The Impact of Interest Rates on the Housing Market
Interest rates play a crucial role in shaping the dynamics of the housing market in the United Kingdom. Whether you are a prospective homebuyer, investor, or simply curious about economic trends, understanding this relationship is crucial.
Interest rates, set by the Bank of England’s Monetary Policy Committee (MPC), determine the cost of borrowing money. Changes in these rates ripple through the economy, affecting consumer spending, investment decisions, and notably, the housing sector. The impact of interest rates in the UK housing market is multifaceted.
Impact on Mortgage Affordability
One of the most direct impacts of interest rates on the housing market is on mortgage affordability. When interest rates rise, borrowing costs increase, making mortgages more expensive while a decrease in affordability can dampen demand for homes, slowing down the housing market.
However, lower interest rates reduce the cost of borrowing, making mortgages more accessible and affordable. This often stimulates demand as more buyers enter the market, driving up property prices.
Influence on Property Prices
Interest rates also have a significant impact on property prices. In a high-interest-rate environment, the cost of borrowing for property investment increases. This can lead to a decrease in demand from investors, causing property prices to stabilize or even decline in certain areas. On the other hand, low-interest-rate environments tend to inflate property prices.

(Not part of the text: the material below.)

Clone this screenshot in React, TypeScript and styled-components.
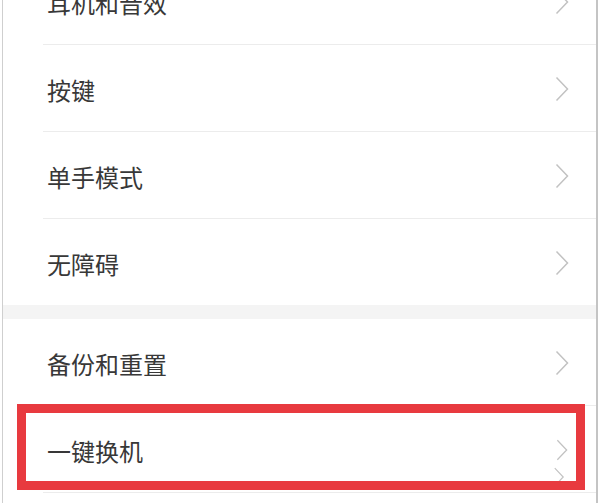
import styled, { createGlobalStyle } from 'styled-components';

const GlobalStyle = createGlobalStyle`
  html, body {
    margin: 0;
    padding: 0;
    background: #ffffff;
    overflow: hidden;
  }
  * {
    box-sizing: border-box;
  }
`;

const Frame = styled.div`
  width: 600px;
  height: 503px;
  overflow: hidden;
  background: #ffffff;
  padding-left: 2px;
`;

const Screen = styled.div`
  width: 596px;
  height: 100%;
  border-left: 1px solid #cfcfcf;
  border-right: 2px solid #c4c4c4;
  display: flex;
  flex-direction: column;
  font-family: "Noto Sans CJK SC", "Noto Sans", sans-serif;
`;

const Group = styled.div<{ $offset?: number }>`
  background: #ffffff;
  margin-top: ${(p) => p.$offset ?? 0}px;
  flex-shrink: 0;
`;

const GroupGap = styled.div`
  height: 14px;
  background: #f4f4f4;
  flex-shrink: 0;
`;

const Row = styled.div`
  position: relative;
  padding-left: 40px;
`;

const RowInner = styled.div<{ $last?: boolean }>`
  height: ${(p) => (p.$last ? 86 : 87)}px;
  display: flex;
  align-items: center;
  padding: 2px 27px 0 4px;
  border-bottom: ${(p) => (p.$last ? 'none' : '1px solid #ececec')};
`;

const Label = styled.span`
  flex: 1;
  font-size: 24px;
  color: #383838;
`;

const Chevron = styled.svg`
  width: 14px;
  height: 26px;
  display: block;
`;

const Highlight = styled.div`
  position: absolute;
  left: 14px;
  right: 11px;
  top: -2px;
  height: 86px;
  border: 9px solid #e83a3f;
  pointer-events: none;
  z-index: 2;
`;

const GhostChevron = styled.div`
  position: absolute;
  right: 30px;
  top: 61px;
  z-index: 1;
`;

function Arrow({ h = 26 }: { h?: number }) {
  return (
    <Chevron viewBox="0 0 14 26" style={{ height: h }}>
      <polyline points="1.5,1.5 12.5,13 1.5,24.5" fill="none" stroke="#c2c2c2" strokeWidth="1.5" />
    </Chevron>
  );
}

const first = ['耳机和音效', '按键', '单手模式', '无障碍'];

export default function App() {
  return (
    <>
      <GlobalStyle />
      <Frame>
        <Screen>
          <Group $offset={-42}>
            {first.map((t, i) => (
              <Row key={t}>
                <RowInner $last={i === first.length - 1}>
                  <Label>{t}</Label>
                  <Arrow />
                </RowInner>
              </Row>
            ))}
          </Group>
          <GroupGap />
          <Group>
            <Row>
              <RowInner>
                <Label>备份和重置</Label>
                <Arrow />
              </RowInner>
            </Row>
            <Row>
              <RowInner>
                <Label>一键换机</Label>
                <Arrow h={22} />
              </RowInner>
              <GhostChevron>
                <Arrow h={20} />
              </GhostChevron>
              <Highlight />
            </Row>
          </Group>
        </Screen>
      </Frame>
    </>
  );
}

Cheaper borrowing costs encourage speculative buying and investment, which can lead to rapid increases in property values, especially in popular urban areas.
Effects on Housing Market Stability
The stability of the housing market is closely tied to interest rates. Rapidly rising interest rates can create financial strain on homeowners with variable-rate mortgages, potentially leading to higher defaults and foreclosures. This instability can ripple through the broader economy, affecting consumer confidence and spending patterns.
Lower interest rates can promote stability by supporting mortgage affordability and reducing financial stress on homeowners. This stability can encourage sustained growth in the housing market, benefiting both buyers and sellers.
For prospective homebuyers, understanding interest rate trends is crucial for timing their purchase. Buying during a period of low interest rates can result in lower long-term borrowing costs.
Investors in the property market must also monitor interest rate movements carefully. Higher rates can reduce rental yields and property values, while lower rates may present opportunities for capital appreciation.
Interest rates exert a huge influence on the UK housing market, impacting mortgage affordability, property prices, market stability, and the decisions of various stakeholders. By staying informed about interest rate trends and their implications, stakeholders can make informed decisions in the dynamic landscape of the housing market.